MTA: Nay to feds’ face mask policy
Federal guidance that frontline MTA workers shouldn’t wear face masks to contain the spread of coronavirus isn’t working for the city’s top transit boss — who has tested positive for the disease himself.
“We’re no longer taking the advice of the [federal] CDC and the [UN’s] World Health Organization,” Metropolitan Transportation Authority Chairman Patrick Foye (inset) said Tuesday. “We have decided not to take that advice going back to last week. We’re distributing north of 75,000 masks to our frontline workers. That number will grow.”
Foye’s fiery announcement comes as at least eight MTA employees have died from coronavirus, with an additional 582 sick with the disease and another 3,334 directed to quarantine.
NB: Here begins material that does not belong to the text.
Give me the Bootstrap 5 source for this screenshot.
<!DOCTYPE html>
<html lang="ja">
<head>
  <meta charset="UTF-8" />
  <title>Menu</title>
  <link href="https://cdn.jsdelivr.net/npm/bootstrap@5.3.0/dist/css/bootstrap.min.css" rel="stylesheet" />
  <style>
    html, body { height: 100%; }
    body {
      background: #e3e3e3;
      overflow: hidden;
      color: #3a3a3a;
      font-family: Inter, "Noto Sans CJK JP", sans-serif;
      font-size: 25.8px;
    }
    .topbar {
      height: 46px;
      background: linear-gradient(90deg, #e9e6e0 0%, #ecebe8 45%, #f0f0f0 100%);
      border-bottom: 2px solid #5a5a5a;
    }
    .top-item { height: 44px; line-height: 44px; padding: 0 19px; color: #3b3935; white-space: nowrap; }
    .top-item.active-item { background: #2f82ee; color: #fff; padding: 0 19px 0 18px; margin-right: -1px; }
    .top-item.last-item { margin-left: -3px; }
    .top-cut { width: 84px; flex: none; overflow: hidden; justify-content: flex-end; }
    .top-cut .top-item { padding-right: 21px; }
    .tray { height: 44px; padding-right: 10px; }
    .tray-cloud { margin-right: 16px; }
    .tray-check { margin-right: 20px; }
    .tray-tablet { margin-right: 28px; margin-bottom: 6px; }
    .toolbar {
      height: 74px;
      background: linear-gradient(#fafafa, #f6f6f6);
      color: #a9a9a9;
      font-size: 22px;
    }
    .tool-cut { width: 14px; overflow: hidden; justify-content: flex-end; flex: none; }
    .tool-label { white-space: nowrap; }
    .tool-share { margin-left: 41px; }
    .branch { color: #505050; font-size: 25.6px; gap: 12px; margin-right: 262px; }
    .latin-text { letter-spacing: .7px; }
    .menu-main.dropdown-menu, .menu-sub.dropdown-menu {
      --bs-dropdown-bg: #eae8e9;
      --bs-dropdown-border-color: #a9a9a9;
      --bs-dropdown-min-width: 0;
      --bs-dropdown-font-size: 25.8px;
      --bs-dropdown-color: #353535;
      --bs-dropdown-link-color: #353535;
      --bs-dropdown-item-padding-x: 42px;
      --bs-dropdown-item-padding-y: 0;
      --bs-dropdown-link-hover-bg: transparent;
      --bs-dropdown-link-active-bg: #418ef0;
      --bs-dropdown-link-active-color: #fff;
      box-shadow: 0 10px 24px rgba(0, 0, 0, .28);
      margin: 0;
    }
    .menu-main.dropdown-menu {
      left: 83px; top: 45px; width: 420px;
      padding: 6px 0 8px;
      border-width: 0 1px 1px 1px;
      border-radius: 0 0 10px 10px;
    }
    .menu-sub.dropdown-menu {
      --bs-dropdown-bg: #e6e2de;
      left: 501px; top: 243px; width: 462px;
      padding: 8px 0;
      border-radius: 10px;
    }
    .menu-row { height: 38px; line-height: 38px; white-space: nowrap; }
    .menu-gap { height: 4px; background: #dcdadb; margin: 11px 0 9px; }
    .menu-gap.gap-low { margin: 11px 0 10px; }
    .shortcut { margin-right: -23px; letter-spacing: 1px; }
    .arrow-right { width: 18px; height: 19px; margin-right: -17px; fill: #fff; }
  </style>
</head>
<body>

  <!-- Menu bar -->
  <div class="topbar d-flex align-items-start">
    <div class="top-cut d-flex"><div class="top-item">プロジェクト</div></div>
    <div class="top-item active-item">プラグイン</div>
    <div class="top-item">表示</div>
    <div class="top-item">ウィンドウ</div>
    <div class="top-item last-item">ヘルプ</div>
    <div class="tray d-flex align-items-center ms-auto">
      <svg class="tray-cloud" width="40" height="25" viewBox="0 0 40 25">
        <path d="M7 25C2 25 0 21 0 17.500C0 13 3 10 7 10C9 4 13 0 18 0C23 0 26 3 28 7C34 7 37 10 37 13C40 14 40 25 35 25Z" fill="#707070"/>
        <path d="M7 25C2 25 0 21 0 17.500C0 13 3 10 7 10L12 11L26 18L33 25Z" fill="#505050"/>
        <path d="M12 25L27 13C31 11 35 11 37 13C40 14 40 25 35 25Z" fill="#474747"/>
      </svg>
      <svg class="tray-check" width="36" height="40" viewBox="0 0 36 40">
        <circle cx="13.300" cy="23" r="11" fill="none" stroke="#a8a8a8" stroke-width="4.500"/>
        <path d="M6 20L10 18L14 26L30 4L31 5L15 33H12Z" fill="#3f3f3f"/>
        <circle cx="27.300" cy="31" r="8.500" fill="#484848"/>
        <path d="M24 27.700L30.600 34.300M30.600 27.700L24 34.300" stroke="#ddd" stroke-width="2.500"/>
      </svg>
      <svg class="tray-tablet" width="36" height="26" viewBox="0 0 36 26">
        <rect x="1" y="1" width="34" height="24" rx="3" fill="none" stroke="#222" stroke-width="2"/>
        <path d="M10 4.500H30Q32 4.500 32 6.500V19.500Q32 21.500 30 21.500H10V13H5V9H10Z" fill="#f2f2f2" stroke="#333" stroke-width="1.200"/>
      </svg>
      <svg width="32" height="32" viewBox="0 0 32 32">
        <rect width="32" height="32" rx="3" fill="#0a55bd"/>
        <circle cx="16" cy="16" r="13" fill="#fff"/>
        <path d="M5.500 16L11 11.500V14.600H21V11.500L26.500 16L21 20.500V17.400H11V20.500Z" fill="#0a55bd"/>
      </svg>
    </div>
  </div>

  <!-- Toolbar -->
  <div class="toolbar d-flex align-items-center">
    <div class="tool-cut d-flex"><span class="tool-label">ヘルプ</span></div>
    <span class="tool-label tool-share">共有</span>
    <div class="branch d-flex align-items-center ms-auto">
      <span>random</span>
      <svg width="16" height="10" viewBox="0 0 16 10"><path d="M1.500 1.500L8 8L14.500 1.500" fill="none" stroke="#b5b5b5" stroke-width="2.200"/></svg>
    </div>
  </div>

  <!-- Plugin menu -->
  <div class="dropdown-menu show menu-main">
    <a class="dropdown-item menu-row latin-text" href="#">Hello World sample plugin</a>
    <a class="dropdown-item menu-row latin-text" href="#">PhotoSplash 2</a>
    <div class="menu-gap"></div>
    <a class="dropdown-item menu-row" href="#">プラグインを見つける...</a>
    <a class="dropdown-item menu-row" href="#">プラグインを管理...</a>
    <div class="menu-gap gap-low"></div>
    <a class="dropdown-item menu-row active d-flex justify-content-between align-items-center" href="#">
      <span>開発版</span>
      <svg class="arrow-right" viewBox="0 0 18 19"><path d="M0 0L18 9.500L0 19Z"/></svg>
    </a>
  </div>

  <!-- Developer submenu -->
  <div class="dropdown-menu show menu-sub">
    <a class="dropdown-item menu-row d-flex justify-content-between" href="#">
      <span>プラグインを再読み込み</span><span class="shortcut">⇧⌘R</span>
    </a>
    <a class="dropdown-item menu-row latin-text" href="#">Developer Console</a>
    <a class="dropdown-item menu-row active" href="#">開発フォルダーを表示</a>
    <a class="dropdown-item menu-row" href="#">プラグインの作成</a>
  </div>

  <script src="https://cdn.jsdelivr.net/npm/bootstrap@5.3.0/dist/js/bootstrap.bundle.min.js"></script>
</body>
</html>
Workers and union leaders for weeks called for the distribution of protective face masks to contain the spread of the outbreak among MTA workers. But until Friday, when the MTA announced it had secured tens of thousands of new masks for employees, transit honchos followed the guidance of the federal Centers for Disease Control and Prevention.
Foye, who tested positive for COVID-19 on Saturday, isn’t the only high-ranking New York official to question the wisdom of the CDC.
Gov. Cuomo said Saturday he was taking a hard look at federal guidelines around protective equipment for health care workers. “Many health care professionals are concerned that those [CDC] guidelines do not adequately protect the nurses and the doctors,” said Cuomo. “If we believe the CDC guidelines don’t protect health care professionals, we will put our own guidelines in place.”
National Institute of Allergy and Infectious Diseases Director Anthony Fauci said the CDC is considering new guidelines on face masks.